Without the images, write out the whole listing exactly.
════════════════
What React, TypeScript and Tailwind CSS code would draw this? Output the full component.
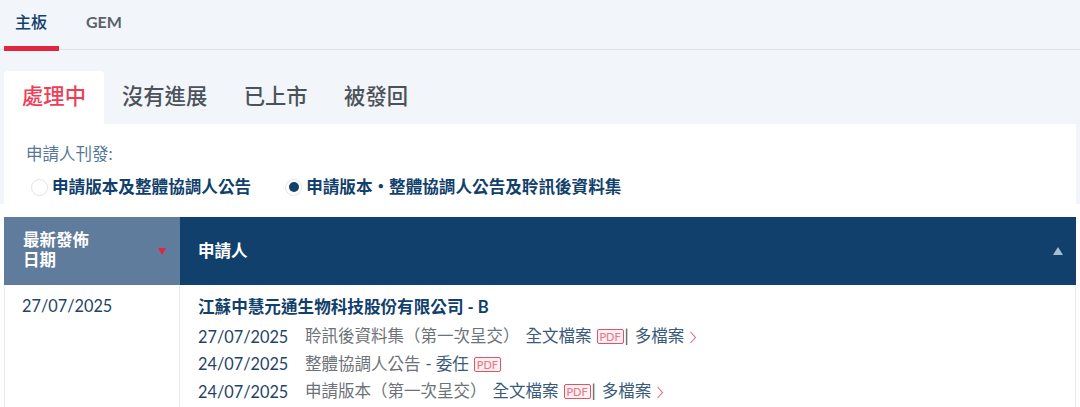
import React from "react";

function Pdf() {
  return (
    <span className="inline-flex items-center justify-center w-[27px] h-[15px] border border-[#e0536c] bg-[#fdf0f2] rounded-[2px] text-[11px] leading-none font-medium text-[#e8798c] font-['Lato',sans-serif] ml-[5px]">
      PDF
    </span>
  );
}

function Chevron() {
  return (
    <svg width="8" height="13" viewBox="0 0 8 13" className="ml-[5px] mt-[2px]" fill="none">
      <path d="M1.5 1l5 5.5-5 5.5" stroke="#e8687f" strokeWidth="1.1" />
    </svg>
  );
}

function Row({ date, label, full, more, tail }: { date: string; label: string; full?: boolean; more?: boolean; tail?: string }) {
  return (
    <div className="flex items-center h-[27.5px] text-[16.5px] text-[#3a5a7a] whitespace-pre">
      <span className="w-[107px] text-[16.3px] text-[#1f4468]">{date}</span>
      <span className="text-[#6d7278]">{label}</span>
      {full && <span className="ml-[6px]">全文檔案</span>}
      {tail && <span className="text-[#3a5a7a] ml-[5px]">{tail}</span>}
      <Pdf />
      {more && (
        <>
          <span className="text-[#555] ml-[1px]">|</span>
          <span className="ml-[6px]">多檔案</span>
          <Chevron />
        </>
      )}
    </div>
  );
}

export default function App() {
  return (
    <div className="w-[1080px] h-[407px] overflow-hidden bg-white font-['Lato','Noto_Sans_CJK_TC',sans-serif]">
      <div className="bg-[#f2f6fa] h-[204px] flex flex-col">
        <div className="h-[50px] border-b border-[#dfe3e8] flex items-start pl-[4px]">
          <div className="w-[55px] h-[51px] border-b-[5px] border-[#e3263f] flex items-center pl-[11px] pb-[3px] text-[16px] font-medium text-[#10406b] shrink-0">
            主板
          </div>
          <div className="ml-[27px] h-[44px] flex items-center text-[16px] font-bold text-[#5b6168]">GEM</div>
        </div>
        <div className="mt-[21px] h-[53px] flex items-stretch pl-[4px]">
          <div className="w-[100px] bg-white rounded-t-[4px] flex items-center justify-center text-[21.3px] font-medium text-[#ee3f56] pb-[2px]">
            處理中
          </div>
          <div className="flex items-center pl-[18px] gap-[36.5px] text-[21.3px] font-medium text-[#4c5259] pb-[2px]">
            <span>沒有進展</span>
            <span>已上市</span>
            <span>被發回</span>
          </div>
        </div>
        <div className="mx-[4px] w-[1072px] h-[80px] bg-white pl-[22px] pt-[19px]">
          <div className="text-[16.5px] leading-[22px] text-[#56789a]">申請人刊發:</div>
          <div className="flex items-center mt-[12px] h-[20px] text-[16.6px] font-semibold text-[#10406b]">
            <span className="ml-[5px] w-[17px] h-[17px] rounded-full border border-[#dfe3e8] bg-white" />
            <span className="ml-[4px]">申請版本及整體協調人公告</span>
            <span className="ml-[34px] w-[17px] h-[17px] rounded-full border border-[#dfe3e8] bg-white flex items-center justify-center">
              <span className="w-[10px] h-[10px] rounded-full bg-[#10406b]" />
            </span>
            <span className="ml-[4px]">申請版本‧整體協調人公告及聆訊後資料集</span>
          </div>
        </div>
      </div>
      <div className="mt-[13px] mx-[4px] w-[1072px] flex h-[68px] text-white text-[16.5px] font-semibold">
        <div className="w-[176px] shrink-0 bg-[#5f7c9c] flex items-center justify-between pl-[19px] pr-[14px] leading-[20px]">
          <div className="pb-[2px]">
            最新發佈
            <br />
            日期
          </div>
          <span className="w-0 h-0 border-x-[4.5px] border-x-transparent border-t-[7px] border-t-[#e3263f]" />
        </div>
        <div className="flex-1 bg-[#10406b] flex items-center justify-between pl-[18px] pr-[13px]">
          <span>申請人</span>
          <span className="w-0 h-0 border-x-[5px] border-x-transparent border-b-[8px] border-b-[#a9bdd2]" />
        </div>
      </div>
      <div className="mx-[4px] w-[1072px] flex h-[122px] border-r border-l border-[#e6ebf0]">
        <div className="w-[175px] shrink-0 border-r border-[#e6ebf0] pl-[17px] pt-[9px] text-[16.3px] leading-[24px] text-[#1f4468]">
          27/07/2025
        </div>
        <div className="pl-[18px] pt-[8px]">
          <div className="text-[16.6px] leading-[28px] font-semibold text-[#10406b] mb-[2px]">
            江蘇中慧元通生物科技股份有限公司<span className="font-bold"> - B</span>
          </div>
          <Row date="27/07/2025" label={"聆訊後資料集\uFF08第一次呈交\uFF09"} full more />
          <Row date="24/07/2025" label="整體協調人公告" tail="- 委任" />
          <Row date="24/07/2025" label={"申請版本\uFF08第一次呈交\uFF09"} full more />
        </div>
      </div>
    </div>
  );
}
════════════════
### Exercise output
What React, TypeScript and Tailwind CSS code would draw this? Output the full component.
import React from "react";

function Pdf() {
  return (
    <span className="inline-flex items-center justify-center w-[27px] h-[15px] border border-[#e0536c] bg-[#fdf0f2] rounded-[2px] text-[11px] leading-none font-medium text-[#e8798c] font-['Lato',sans-serif] ml-[5px]">
      PDF
    </span>
  );
}

function Chevron() {
  return (
    <svg width="8" height="13" viewBox="0 0 8 13" className="ml-[5px] mt-[2px]" fill="none">
      <path d="M1.5 1l5 5.5-5 5.5" stroke="#e8687f" strokeWidth="1.1" />
    </svg>
  );
}

function Row({ date, label, full, more, tail }: { date: string; label: string; full?: boolean; more?: boolean; tail?: string }) {
  return (
    <div className="flex items-center h-[27.5px] text-[16.5px] text-[#3a5a7a] whitespace-pre">
      <span className="w-[107px] text-[16.3px] text-[#1f4468]">{date}</span>
      <span className="text-[#6d7278]">{label}</span>
      {full && <span className="ml-[6px]">全文檔案</span>}
      {tail && <span className="text-[#3a5a7a] ml-[5px]">{tail}</span>}
      <Pdf />
      {more && (
        <>
          <span className="text-[#555] ml-[1px]">|</span>
          <span className="ml-[6px]">多檔案</span>
          <Chevron />
        </>
      )}
    </div>
  );
}

export default function App() {
  return (
    <div className="w-[1080px] h-[407px] overflow-hidden bg-white font-['Lato','Noto_Sans_CJK_TC',sans-serif]">
      <div className="bg-[#f2f6fa] h-[204px] flex flex-col">
        <div className="h-[50px] border-b border-[#dfe3e8] flex items-start pl-[4px]">
          <div className="w-[55px] h-[51px] border-b-[5px] border-[#e3263f] flex items-center pl-[11px] pb-[3px] text-[16px] font-medium text-[#10406b] shrink-0">
            主板
          </div>
          <div className="ml-[27px] h-[44px] flex items-center text-[16px] font-bold text-[#5b6168]">GEM</div>
        </div>
        <div className="mt-[21px] h-[53px] flex items-stretch pl-[4px]">
          <div className="w-[100px] bg-white rounded-t-[4px] flex items-center justify-center text-[21.3px] font-medium text-[#ee3f56] pb-[2px]">
            處理中
          </div>
          <div className="flex items-center pl-[18px] gap-[36.5px] text-[21.3px] font-medium text-[#4c5259] pb-[2px]">
            <span>沒有進展</span>
            <span>已上市</span>
            <span>被發回</span>
          </div>
        </div>
        <div className="mx-[4px] w-[1072px] h-[80px] bg-white pl-[22px] pt-[19px]">
          <div className="text-[16.5px] leading-[22px] text-[#56789a]">申請人刊發:</div>
          <div className="flex items-center mt-[12px] h-[20px] text-[16.6px] font-semibold text-[#10406b]">
            <span className="ml-[5px] w-[17px] h-[17px] rounded-full border border-[#dfe3e8] bg-white" />
            <span className="ml-[4px]">申請版本及整體協調人公告</span>
            <span className="ml-[34px] w-[17px] h-[17px] rounded-full border border-[#dfe3e8] bg-white flex items-center justify-center">
              <span className="w-[10px] h-[10px] rounded-full bg-[#10406b]" />
            </span>
            <span className="ml-[4px]">申請版本‧整體協調人公告及聆訊後資料集</span>
          </div>
        </div>
      </div>
      <div className="mt-[13px] mx-[4px] w-[1072px] flex h-[68px] text-white text-[16.5px] font-semibold">
        <div className="w-[176px] shrink-0 bg-[#5f7c9c] flex items-center justify-between pl-[19px] pr-[14px] leading-[20px]">
          <div className="pb-[2px]">
            最新發佈
            <br />
            日期
          </div>
          <span className="w-0 h-0 border-x-[4.5px] border-x-transparent border-t-[7px] border-t-[#e3263f]" />
        </div>
        <div className="flex-1 bg-[#10406b] flex items-center justify-between pl-[18px] pr-[13px]">
          <span>申請人</span>
          <span className="w-0 h-0 border-x-[5px] border-x-transparent border-b-[8px] border-b-[#a9bdd2]" />
        </div>
      </div>
      <div className="mx-[4px] w-[1072px] flex h-[122px] border-r border-l border-[#e6ebf0]">
        <div className="w-[175px] shrink-0 border-r border-[#e6ebf0] pl-[17px] pt-[9px] text-[16.3px] leading-[24px] text-[#1f4468]">
          27/07/2025
        </div>
        <div className="pl-[18px] pt-[8px]">
          <div className="text-[16.6px] leading-[28px] font-semibold text-[#10406b] mb-[2px]">
            江蘇中慧元通生物科技股份有限公司<span className="font-bold"> - B</span>
          </div>
          <Row date="27/07/2025" label={"聆訊後資料集\uFF08第一次呈交\uFF09"} full more />
          <Row date="24/07/2025" label="整體協調人公告" tail="- 委任" />
          <Row date="24/07/2025" label={"申請版本\uFF08第一次呈交\uFF09"} full more />
        </div>
      </div>
    </div>
  );
}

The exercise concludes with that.